Your goal: Repeat what the lines below say, word for word, and skip every image.
######
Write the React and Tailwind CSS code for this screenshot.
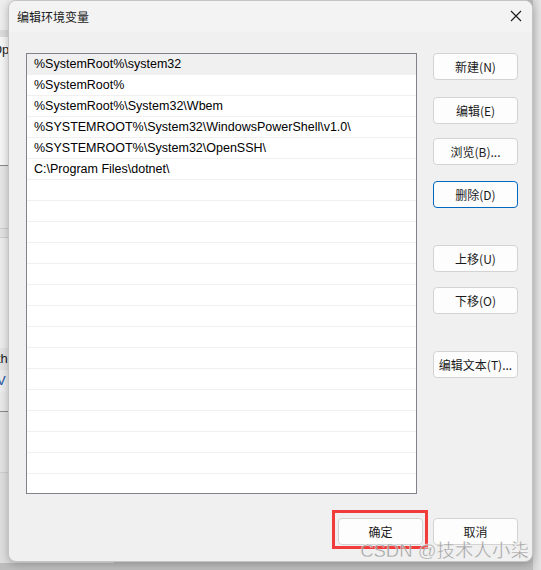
import React from 'react';

const paths = [
  '%SystemRoot%\\system32',
  '%SystemRoot%',
  '%SystemRoot%\\System32\\Wbem',
  '%SYSTEMROOT%\\System32\\WindowsPowerShell\\v1.0\\',
  '%SYSTEMROOT%\\System32\\OpenSSH\\',
  'C:\\Program Files\\dotnet\\',
];

const rows = [...paths, ...Array(15).fill('')];

const cjk = { fontFamily: '"Noto Sans CJK SC", "Noto Sans", sans-serif' };
const latin = { fontFamily: '"Liberation Sans", "Noto Sans CJK SC", sans-serif' };

const Btn = ({ label, focused, className = '' }) => (
  <button
    className={`h-[27px] w-[85px] rounded-[4px] bg-[#fdfdfd] text-[12px] text-[#1a1a1a] ${
      focused ? 'border border-[#0067c0]' : 'border border-[#d3d3d3]'
    } ${className}`}
    style={cjk}
  >
    {label}
  </button>
);

const App = () => {
  return (
    <div className="relative h-[570px] w-[541px] overflow-hidden bg-[#bdbdbd]">
      {/* window behind the dialog */}
      <div className="absolute left-0 top-0 h-[563px] w-[115px] rounded-br-md border-r border-b border-[#a8a8a8] bg-[#ececec]">
        <div className="h-[30px] bg-[#eeeeee]" />
        <div className="h-[7px] bg-[#dcdcdc]" />
        <div className="h-[128px] bg-[#f6f6f6] pt-[3px] text-[13px] text-[#222]" style={latin}>
          <span className="-ml-[8px]">Op</span>
        </div>
        <div className="h-[1px] bg-[#8a8a8a]" />
        <div className="h-[62px] bg-[#e6e6e6]" />
        <div className="h-[1px] bg-[#cfcfcf]" />
        <div className="h-[8px] bg-[#e2e2e2]" />
        <div className="h-[1px] bg-[#cfcfcf]" />
        <div className="h-[110px] bg-[#ececec]" />
        <div className="h-[22px] bg-[#e4e4e4] text-[13px] leading-[22px] text-[#222]" style={latin}>
          <span className="-ml-[3px]">th</span>
        </div>
        <div className="h-[22px] bg-[#ececec] text-[13px] leading-[22px] text-[#1a4f9c]" style={latin}>
          <span className="-ml-[3px]">V</span>
        </div>
        <div className="h-[19px] bg-[#e9e9e9]" />
        <div className="h-[1px] bg-[#8a8a8a]" />
        <div className="h-[60px] bg-[#e2e2e2]" />
        <div className="h-[1px] bg-[#cfcfcf]" />
        <div className="h-[90px] bg-[#dedede]" />
      </div>
      <div className="absolute right-0 top-0 h-[570px] w-[8px] bg-gradient-to-r from-[#d6d6d6] to-[#e4e4e4]" />

      {/* dialog */}
      <div className="absolute left-[8px] top-0 flex h-[562px] w-[525px] flex-col overflow-hidden rounded-[8px] border border-[#c4c4c4] bg-[#f0f0f0] shadow-[0_2px_8px_rgba(0,0,0,0.25)]">
        <div className="flex h-[31px] shrink-0 items-center justify-between bg-[#f3f3f3] pl-[8px] pr-[10px]">
          <span className="text-[12px] text-[#1a1a1a]" style={cjk}>编辑环境变量</span>
          <svg width="12" height="12" viewBox="0 0 12 12" className="mt-[-1px]">
            <path d="M1 1 L11 11 M11 1 L1 11" stroke="#1a1a1a" strokeWidth="1.1" fill="none" />
          </svg>
        </div>

        <div className="flex pl-[17px] pt-[21px]">
          <div className="h-[441px] w-[391px] overflow-hidden border border-[#82828c] bg-white">
            {rows.map((p, i) => (
              <div
                key={i}
                className={`h-[21px] border-b border-[#f0f0f0] pl-[7px] text-[12.5px] leading-[20px] text-black ${
                  i === 0 ? 'bg-[#f0f0f0]' : ''
                }`}
                style={latin}
              >
                {p}
              </div>
            ))}
          </div>

          <div className="ml-[16px] flex flex-col">
            <Btn label="新建(N)" />
            <Btn label="编辑(E)" className="mt-[17px]" />
            <Btn label="浏览(B)..." className="mt-[14px]" />
            <Btn label="删除(D)" focused className="mt-[16px]" />
            <Btn label="上移(U)" className="mt-[37px]" />
            <Btn label="下移(O)" className="mt-[15px]" />
            <Btn label="编辑文本(T)..." className="mt-[37px]" />
          </div>
        </div>

        <div className="mt-[24px] flex justify-end gap-[10px] pr-[14px]">
          <div className="relative">
            <Btn label="确定" />
            <div className="pointer-events-none absolute -left-[6px] -right-[5px] -top-[8px] -bottom-[4px] border-[3px] border-[#f23b3b]" />
          </div>
          <Btn label="取消" />
        </div>

        <div
          className="pointer-events-none absolute bottom-[1px] right-[3px] text-[18.5px] leading-none text-[#8c8c8c]/80"
          style={{ fontFamily: '"Liberation Sans", "Noto Sans CJK SC", sans-serif', WebkitTextStroke: '0.3px #ffffff' }}
        >
          CSDN @技术人小柒
        </div>
      </div>
    </div>
  );
};

export default App;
######
Solution below:
Write the React and Tailwind CSS code for this screenshot.
import React from 'react';

const paths = [
  '%SystemRoot%\\system32',
  '%SystemRoot%',
  '%SystemRoot%\\System32\\Wbem',
  '%SYSTEMROOT%\\System32\\WindowsPowerShell\\v1.0\\',
  '%SYSTEMROOT%\\System32\\OpenSSH\\',
  'C:\\Program Files\\dotnet\\',
];

const rows = [...paths, ...Array(15).fill('')];

const cjk = { fontFamily: '"Noto Sans CJK SC", "Noto Sans", sans-serif' };
const latin = { fontFamily: '"Liberation Sans", "Noto Sans CJK SC", sans-serif' };

const Btn = ({ label, focused, className = '' }) => (
  <button
    className={`h-[27px] w-[85px] rounded-[4px] bg-[#fdfdfd] text-[12px] text-[#1a1a1a] ${
      focused ? 'border border-[#0067c0]' : 'border border-[#d3d3d3]'
    } ${className}`}
    style={cjk}
  >
    {label}
  </button>
);

const App = () => {
  return (
    <div className="relative h-[570px] w-[541px] overflow-hidden bg-[#bdbdbd]">
      {/* window behind the dialog */}
      <div className="absolute left-0 top-0 h-[563px] w-[115px] rounded-br-md border-r border-b border-[#a8a8a8] bg-[#ececec]">
        <div className="h-[30px] bg-[#eeeeee]" />
        <div className="h-[7px] bg-[#dcdcdc]" />
        <div className="h-[128px] bg-[#f6f6f6] pt-[3px] text-[13px] text-[#222]" style={latin}>
          <span className="-ml-[8px]">Op</span>
        </div>
        <div className="h-[1px] bg-[#8a8a8a]" />
        <div className="h-[62px] bg-[#e6e6e6]" />
        <div className="h-[1px] bg-[#cfcfcf]" />
        <div className="h-[8px] bg-[#e2e2e2]" />
        <div className="h-[1px] bg-[#cfcfcf]" />
        <div className="h-[110px] bg-[#ececec]" />
        <div className="h-[22px] bg-[#e4e4e4] text-[13px] leading-[22px] text-[#222]" style={latin}>
          <span className="-ml-[3px]">th</span>
        </div>
        <div className="h-[22px] bg-[#ececec] text-[13px] leading-[22px] text-[#1a4f9c]" style={latin}>
          <span className="-ml-[3px]">V</span>
        </div>
        <div className="h-[19px] bg-[#e9e9e9]" />
        <div className="h-[1px] bg-[#8a8a8a]" />
        <div className="h-[60px] bg-[#e2e2e2]" />
        <div className="h-[1px] bg-[#cfcfcf]" />
        <div className="h-[90px] bg-[#dedede]" />
      </div>
      <div className="absolute right-0 top-0 h-[570px] w-[8px] bg-gradient-to-r from-[#d6d6d6] to-[#e4e4e4]" />

      {/* dialog */}
      <div className="absolute left-[8px] top-0 flex h-[562px] w-[525px] flex-col overflow-hidden rounded-[8px] border border-[#c4c4c4] bg-[#f0f0f0] shadow-[0_2px_8px_rgba(0,0,0,0.25)]">
        <div className="flex h-[31px] shrink-0 items-center justify-between bg-[#f3f3f3] pl-[8px] pr-[10px]">
          <span className="text-[12px] text-[#1a1a1a]" style={cjk}>编辑环境变量</span>
          <svg width="12" height="12" viewBox="0 0 12 12" className="mt-[-1px]">
            <path d="M1 1 L11 11 M11 1 L1 11" stroke="#1a1a1a" strokeWidth="1.1" fill="none" />
          </svg>
        </div>

        <div className="flex pl-[17px] pt-[21px]">
          <div className="h-[441px] w-[391px] overflow-hidden border border-[#82828c] bg-white">
            {rows.map((p, i) => (
              <div
                key={i}
                className={`h-[21px] border-b border-[#f0f0f0] pl-[7px] text-[12.5px] leading-[20px] text-black ${
                  i === 0 ? 'bg-[#f0f0f0]' : ''
                }`}
                style={latin}
              >
                {p}
              </div>
            ))}
          </div>

          <div className="ml-[16px] flex flex-col">
            <Btn label="新建(N)" />
            <Btn label="编辑(E)" className="mt-[17px]" />
            <Btn label="浏览(B)..." className="mt-[14px]" />
            <Btn label="删除(D)" focused className="mt-[16px]" />
            <Btn label="上移(U)" className="mt-[37px]" />
            <Btn label="下移(O)" className="mt-[15px]" />
            <Btn label="编辑文本(T)..." className="mt-[37px]" />
          </div>
        </div>

        <div className="mt-[24px] flex justify-end gap-[10px] pr-[14px]">
          <div className="relative">
            <Btn label="确定" />
            <div className="pointer-events-none absolute -left-[6px] -right-[5px] -top-[8px] -bottom-[4px] border-[3px] border-[#f23b3b]" />
          </div>
          <Btn label="取消" />
        </div>

        <div
          className="pointer-events-none absolute bottom-[1px] right-[3px] text-[18.5px] leading-none text-[#8c8c8c]/80"
          style={{ fontFamily: '"Liberation Sans", "Noto Sans CJK SC", sans-serif', WebkitTextStroke: '0.3px #ffffff' }}
        >
          CSDN @技术人小柒
        </div>
      </div>
    </div>
  );
};

export default App;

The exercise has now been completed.